- Born: Dale Tatum
- Education: Meredith College Harvard University
- Occupation(s): interior designer, television personality
- Known for: High Society The Real Housewives of New York City
- Spouse: George Riley Mercer II (divorced)
- Children: Tinsley Mortimer Dabney Mercer
- Parent(s): William Louis Tatum Otine Baird Tatum

= Dale Mercer =

American socialite and television personality

Dale Tatum Mercer is an American socialite, interior designer, and television personality. She is known for her appearances, alongside her daughter Tinsley Mortimer, on the American reality television series High Society and The Real Housewives of New York City.

== Biography ==
Mercer, born Dale Tatum, is the daughter of William Louis Tatum and Otine Baird Tatum. She is descended from various First Families of Virginia. Mercer grew up in Richmond. Mercer received a Bachelor of Arts degree from Meredith College and a Masters of Liberal Arts from Harvard University.

She married George Riley Mercer II, a businessman from Richmond. Her husband was a real estate developer, architectural consultant, and partner in the Mercer Rug and Carpet Company, the GII Corporation, and the George-Marshall Corporation. They have two daughters, Tinsley Randolph Mercer Mortimer and Dabney Winston Mercer. The family lived at Graymont, an early-20th-century mansion in central Richmond.
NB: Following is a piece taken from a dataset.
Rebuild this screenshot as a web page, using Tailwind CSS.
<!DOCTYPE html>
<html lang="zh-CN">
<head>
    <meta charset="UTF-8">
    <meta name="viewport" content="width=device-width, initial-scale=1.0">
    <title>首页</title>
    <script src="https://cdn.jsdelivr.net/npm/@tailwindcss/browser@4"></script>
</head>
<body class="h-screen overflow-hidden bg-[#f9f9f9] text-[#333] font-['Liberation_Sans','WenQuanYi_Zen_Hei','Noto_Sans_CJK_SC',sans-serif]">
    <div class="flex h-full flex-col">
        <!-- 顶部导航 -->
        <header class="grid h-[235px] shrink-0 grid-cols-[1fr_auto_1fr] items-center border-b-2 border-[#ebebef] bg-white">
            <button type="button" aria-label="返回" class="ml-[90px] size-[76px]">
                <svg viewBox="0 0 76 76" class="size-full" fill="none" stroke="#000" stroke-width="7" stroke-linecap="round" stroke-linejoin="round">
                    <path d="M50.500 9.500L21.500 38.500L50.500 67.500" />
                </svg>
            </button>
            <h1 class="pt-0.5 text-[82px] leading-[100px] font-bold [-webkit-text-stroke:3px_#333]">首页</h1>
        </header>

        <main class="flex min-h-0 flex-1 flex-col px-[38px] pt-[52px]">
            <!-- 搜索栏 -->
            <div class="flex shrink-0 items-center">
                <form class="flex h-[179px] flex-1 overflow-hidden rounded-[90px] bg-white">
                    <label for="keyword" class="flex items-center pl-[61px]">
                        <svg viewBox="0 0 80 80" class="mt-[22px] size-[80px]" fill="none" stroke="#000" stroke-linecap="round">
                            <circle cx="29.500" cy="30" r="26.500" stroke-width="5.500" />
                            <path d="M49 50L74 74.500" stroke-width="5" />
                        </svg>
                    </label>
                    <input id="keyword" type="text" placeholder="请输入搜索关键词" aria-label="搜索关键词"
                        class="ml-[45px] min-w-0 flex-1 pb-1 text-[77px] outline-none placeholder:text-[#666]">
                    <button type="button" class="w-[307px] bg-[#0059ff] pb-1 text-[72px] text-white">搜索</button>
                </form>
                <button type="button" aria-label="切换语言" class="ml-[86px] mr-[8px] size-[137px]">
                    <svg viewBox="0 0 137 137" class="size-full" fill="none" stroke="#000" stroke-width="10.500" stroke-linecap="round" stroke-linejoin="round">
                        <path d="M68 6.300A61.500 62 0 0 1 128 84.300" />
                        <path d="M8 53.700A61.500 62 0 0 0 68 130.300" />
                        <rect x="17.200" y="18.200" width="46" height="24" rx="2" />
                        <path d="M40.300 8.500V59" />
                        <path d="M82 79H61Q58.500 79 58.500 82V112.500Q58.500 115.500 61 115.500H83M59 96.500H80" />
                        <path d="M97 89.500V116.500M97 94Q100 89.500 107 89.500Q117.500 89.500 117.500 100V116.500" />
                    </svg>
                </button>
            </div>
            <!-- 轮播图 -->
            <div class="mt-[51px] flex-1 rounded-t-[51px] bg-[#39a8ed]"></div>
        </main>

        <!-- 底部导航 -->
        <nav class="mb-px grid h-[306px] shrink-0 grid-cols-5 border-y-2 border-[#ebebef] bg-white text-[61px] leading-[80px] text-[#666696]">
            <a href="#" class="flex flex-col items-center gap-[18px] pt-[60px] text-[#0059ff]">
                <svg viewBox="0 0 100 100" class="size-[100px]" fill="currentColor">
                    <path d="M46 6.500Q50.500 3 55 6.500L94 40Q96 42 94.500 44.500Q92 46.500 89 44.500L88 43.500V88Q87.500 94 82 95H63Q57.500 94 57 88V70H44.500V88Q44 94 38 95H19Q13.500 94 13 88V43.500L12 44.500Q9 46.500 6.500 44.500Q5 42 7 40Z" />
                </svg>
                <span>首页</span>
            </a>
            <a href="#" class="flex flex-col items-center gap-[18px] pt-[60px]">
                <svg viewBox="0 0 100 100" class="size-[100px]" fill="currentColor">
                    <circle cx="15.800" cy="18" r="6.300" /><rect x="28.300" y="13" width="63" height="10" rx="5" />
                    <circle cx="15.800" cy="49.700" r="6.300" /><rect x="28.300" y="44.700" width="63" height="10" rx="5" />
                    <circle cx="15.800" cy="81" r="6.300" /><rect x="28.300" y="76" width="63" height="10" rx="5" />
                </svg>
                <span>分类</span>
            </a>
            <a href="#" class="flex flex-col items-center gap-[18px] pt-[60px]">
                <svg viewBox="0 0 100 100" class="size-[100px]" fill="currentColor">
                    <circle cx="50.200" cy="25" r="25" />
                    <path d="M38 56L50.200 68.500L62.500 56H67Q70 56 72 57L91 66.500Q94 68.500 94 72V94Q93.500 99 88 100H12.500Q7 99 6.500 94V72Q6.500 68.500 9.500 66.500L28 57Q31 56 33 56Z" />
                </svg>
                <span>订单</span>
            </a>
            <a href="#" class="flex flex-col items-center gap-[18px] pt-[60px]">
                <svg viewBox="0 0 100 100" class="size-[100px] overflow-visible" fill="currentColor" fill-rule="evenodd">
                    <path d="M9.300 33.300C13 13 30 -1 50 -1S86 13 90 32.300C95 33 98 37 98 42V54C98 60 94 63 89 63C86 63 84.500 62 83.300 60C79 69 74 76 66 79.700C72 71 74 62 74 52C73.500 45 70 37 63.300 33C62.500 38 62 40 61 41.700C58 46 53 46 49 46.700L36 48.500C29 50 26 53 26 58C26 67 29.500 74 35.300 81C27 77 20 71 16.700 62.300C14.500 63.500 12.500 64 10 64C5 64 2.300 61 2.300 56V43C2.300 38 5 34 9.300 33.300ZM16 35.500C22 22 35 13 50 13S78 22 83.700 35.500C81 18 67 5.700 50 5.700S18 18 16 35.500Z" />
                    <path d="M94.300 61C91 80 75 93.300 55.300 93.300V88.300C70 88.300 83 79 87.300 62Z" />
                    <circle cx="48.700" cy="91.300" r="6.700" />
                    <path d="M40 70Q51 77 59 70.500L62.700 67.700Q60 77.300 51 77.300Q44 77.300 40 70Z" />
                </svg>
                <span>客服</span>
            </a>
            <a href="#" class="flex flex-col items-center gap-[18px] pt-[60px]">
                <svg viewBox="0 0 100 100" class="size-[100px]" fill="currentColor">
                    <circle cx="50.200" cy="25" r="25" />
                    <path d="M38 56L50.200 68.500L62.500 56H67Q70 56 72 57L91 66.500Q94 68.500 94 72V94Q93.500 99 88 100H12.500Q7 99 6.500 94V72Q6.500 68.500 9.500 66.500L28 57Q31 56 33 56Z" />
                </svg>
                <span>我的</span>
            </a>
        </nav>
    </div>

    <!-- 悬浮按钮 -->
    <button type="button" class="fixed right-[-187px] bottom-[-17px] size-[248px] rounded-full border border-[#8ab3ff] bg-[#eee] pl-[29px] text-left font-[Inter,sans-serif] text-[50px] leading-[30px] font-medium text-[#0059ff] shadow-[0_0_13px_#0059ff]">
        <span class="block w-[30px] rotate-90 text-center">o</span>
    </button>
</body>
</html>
She and Mercer later divorced after being married for 28 years. Her ex-husband died in 2015.

Mercer lives in Palm Beach, Florida and works as an interior designer there and in Manhattan.
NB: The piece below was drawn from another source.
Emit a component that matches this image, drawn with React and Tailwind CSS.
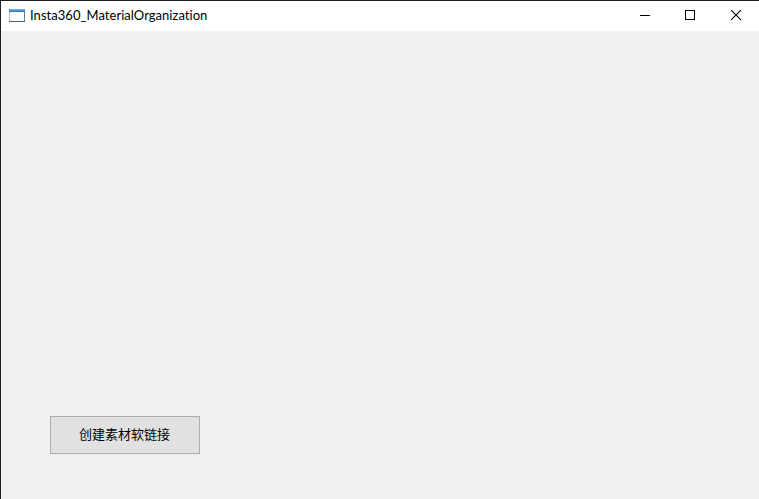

Mercer was listed in the Social Register in 2006. She is a member of the Jamestowne Society and the Colonial Dames of America.

Mercer was a cast member of the 2010 reality television series High Society on The CW. In July 2010 Mercer appeared, alongside her daughter Tinsley, on the Dr. Phil episode Meddling Moms. Since 2017 Mercer has made appearances on Bravo's reality television series The Real Housewives of New York City.